(Rows from a dataset)
*****

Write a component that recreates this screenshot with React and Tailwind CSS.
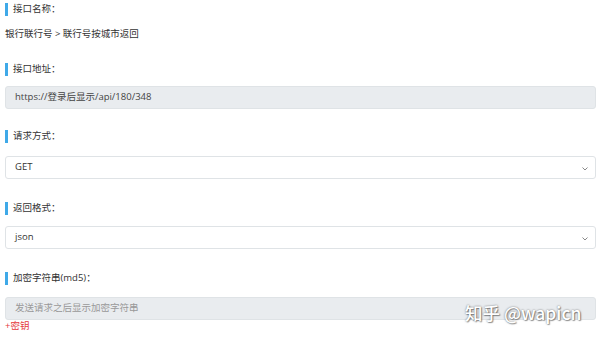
export default function App() {
  const font = { fontFamily: '"Open Sans", "Noto Sans CJK SC", sans-serif' };
  const Label = ({ children }) => (
    <div className="flex items-center h-[16px]">
      <span className="w-[3px] h-[13px] bg-[#3fa9e8] mr-[5px]" />
      <span className="text-[9.5px] text-[#333]">{children}</span>
    </div>
  );
  const Chevron = () => (
    <svg width="8" height="6" viewBox="0 0 8 6" className="absolute right-[6px] top-[9px]">
      <path d="M1.5 1.5 L4 4 L6.5 1.5" fill="none" stroke="#888" strokeWidth="1" />
    </svg>
  );
  return (
    <div className="w-[600px] h-[340px] bg-white overflow-hidden relative px-[5px] pt-[1px]" style={font}>
      <Label>接口名称：</Label>
      <div className="text-[9.5px] text-[#333] mt-[9px] h-[16px] leading-[16px]">银行联行号 &gt; 联行号按城市返回</div>
      <div className="mt-[19px]"><Label>接口地址：</Label></div>
      <div className="mt-[9px] w-[591px] h-[23px] rounded-[3px] border border-[#dfe3e6] bg-[#e9ecef] flex items-center pl-[9px] text-[9.5px] text-[#444]">
        https://登录后显示/api/180/348
      </div>
      <div className="mt-[19px]"><Label>请求方式：</Label></div>
      <div className="mt-[12px] w-[591px] h-[23px] rounded-[3px] border border-[#dfe3e6] bg-white flex items-center pl-[9px] text-[9.5px] text-[#333] relative">
        GET
        <Chevron />
      </div>
      <div className="mt-[21px]"><Label>返回格式：</Label></div>
      <div className="mt-[10px] w-[591px] h-[23px] rounded-[3px] border border-[#dfe3e6] bg-white flex items-center pl-[9px] text-[9.5px] text-[#333] relative">
        json
        <Chevron />
      </div>
      <div className="mt-[21px]"><Label>加密字符串(md5)：</Label></div>
      <div className="mt-[11px] w-[591px] h-[23px] rounded-[3px] border border-[#dfe3e6] bg-[#e9ecef] flex items-center pl-[9px] text-[9.5px] text-[#999]">
        发送请求之后显示加密字符串
      </div>
      <div className="text-[9.5px] text-[#e5393c] leading-[12px] mt-[0px]">+密钥</div>
      <div
        className="absolute left-[465px] top-[300px] text-[17.5px] text-white font-medium"
        style={{ textShadow: '0 0 2px rgba(0,0,0,0.55), 1px 1px 1px rgba(0,0,0,0.35)', fontFamily: '"Noto Sans CJK SC", sans-serif' }}
      >
        知乎 @wapicn
      </div>
    </div>
  );
}
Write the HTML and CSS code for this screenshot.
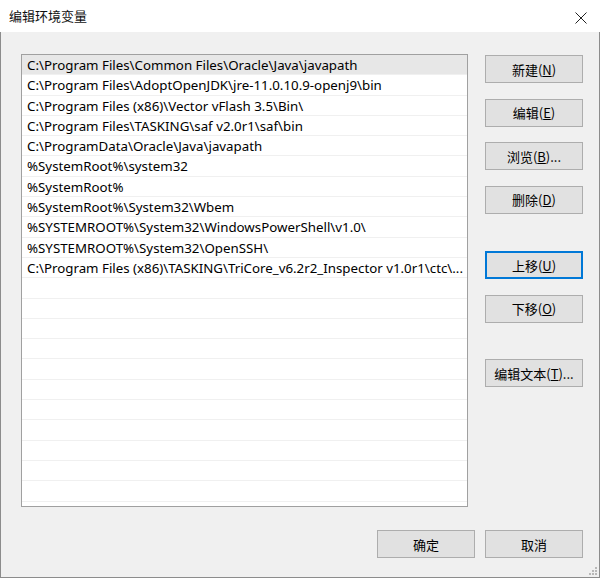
FILE: index.html
```html
<!DOCTYPE html>
<html lang="zh-CN">

<head>
    <meta charset="UTF-8">
    <title>编辑环境变量</title>
    <link rel="stylesheet" href="styles.css">
</head>

<body>
    <div class="window">
        <div class="titlebar">
            <span class="title">编辑环境变量</span>
            <svg class="close" width="12" height="12" viewBox="0 0 12 12">
                <path d="M0.5 0.5 L11.5 11.5 M11.5 0.5 L0.5 11.5" stroke="#222" stroke-width="1" fill="none" />
            </svg>
        </div>

        <div class="content">
            <div class="main">
                <div class="list" id="list">
                    <div class="row selected">C:\Program Files\Common Files\Oracle\Java\javapath</div>
                    <div class="row">C:\Program Files\AdoptOpenJDK\jre-11.0.10.9-openj9\bin</div>
                    <div class="row">C:\Program Files (x86)\Vector vFlash 3.5\Bin\</div>
                    <div class="row">C:\Program Files\TASKING\saf v2.0r1\saf\bin</div>
                    <div class="row">C:\ProgramData\Oracle\Java\javapath</div>
                    <div class="row">%SystemRoot%\system32</div>
                    <div class="row">%SystemRoot%</div>
                    <div class="row">%SystemRoot%\System32\Wbem</div>
                    <div class="row">%SYSTEMROOT%\System32\WindowsPowerShell\v1.0\</div>
                    <div class="row">%SYSTEMROOT%\System32\OpenSSH\</div>
                    <div class="row">C:\Program Files (x86)\TASKING\TriCore_v6.2r2_Inspector v1.0r1\ctc\...</div>
                </div>

                <div class="side">
                    <button class="btn">新建(<u>N</u>)</button>
                    <button class="btn">编辑(<u>E</u>)</button>
                    <button class="btn">浏览(<u>B</u>)...</button>
                    <button class="btn">删除(<u>D</u>)</button>
                    <button class="btn focused spaced">上移(<u>U</u>)</button>
                    <button class="btn">下移(<u>O</u>)</button>
                    <button class="btn spaced-sm">编辑文本(<u>T</u>)...</button>
                </div>
            </div>

            <div class="footer">
                <button class="btn">确定</button>
                <button class="btn">取消</button>
            </div>

            <svg class="grip" width="8" height="8" viewBox="0 0 8 8">
                <rect x="6" y="0" width="2" height="2" fill="#b8b8b8" />
                <rect x="3" y="3" width="2" height="2" fill="#b8b8b8" />
                <rect x="6" y="3" width="2" height="2" fill="#b8b8b8" />
                <rect x="0" y="6" width="2" height="2" fill="#b8b8b8" />
                <rect x="3" y="6" width="2" height="2" fill="#b8b8b8" />
                <rect x="6" y="6" width="2" height="2" fill="#b8b8b8" />
            </svg>
        </div>
    </div>

    <script>
        // fill the rest of the list with empty rows
        const list = document.getElementById('list');
        for (let i = list.children.length; i < 24; i++) {
            const row = document.createElement('div');
            row.className = 'row';
            list.appendChild(row);
        }
    </script>
</body>

</html>
```

FILE: styles.css
```css
* {
    box-sizing: border-box;
    margin: 0;
    padding: 0;
}

body {
    background-color: #f0f0f0;
    font-family: 'Noto Sans', 'Noto Sans CJK SC', sans-serif;
    font-size: 13px;
    color: #000;
}

.window {
    width: 600px;
    height: 578px;
    display: flex;
    flex-direction: column;
}

.titlebar {
    height: 32px;
    background: #fff;
    display: flex;
    align-items: center;
    justify-content: space-between;
    padding: 0 13px 0 9px;
}

.title {
    font-family: 'Noto Sans CJK SC', sans-serif;
    font-size: 13px;
    color: #111;
    margin-top: -1px;
}

.close {
    margin-top: 4px;
}

.content {
    flex: 1;
    position: relative;
    background: #f0f0f0;
    border: 1px solid #8c8c8c;
    border-top: none;
    padding: 22px 16px 0 20px;
}

.main {
    display: flex;
}

.list {
    width: 447px;
    height: 453px;
    background: #fff;
    border: 1px solid #a0a0a0;
    overflow: hidden;
}

.row {
    height: 20.3px;
    line-height: 21px;
    padding-left: 5px;
    border-bottom: 1px solid #f0f0f0;
    white-space: nowrap;
    overflow: hidden;
    font-size: 13.3px;
}

.row.selected {
    background: #e7e7e7;
}

.side {
    margin-left: 17px;
    padding-top: 1px;
    display: flex;
    flex-direction: column;
    gap: 15.6px;
}

.btn {
    width: 98px;
    height: 28px;
    background: #e1e1e1;
    border: 1px solid #adadad;
    font-family: 'Noto Sans CJK SC', sans-serif;
    font-size: 13px;
    color: #000;
}

.btn u {
    text-underline-offset: 1px;
}

.btn.focused {
    border: 2px solid #0078d7;
}

.btn.spaced {
    margin-top: 22px;
}

.btn.spaced-sm {
    margin-top: 20.5px;
}

.footer {
    display: flex;
    justify-content: flex-end;
    gap: 10px;
    margin-top: 23px;
}

.grip {
    position: absolute;
    right: 2px;
    bottom: 2px;
}
```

*****

Locate each line with the word "this" and copy it.

Write a component that recreates this screenshot with React and Tailwind CSS.
Write the HTML and CSS code for this screenshot.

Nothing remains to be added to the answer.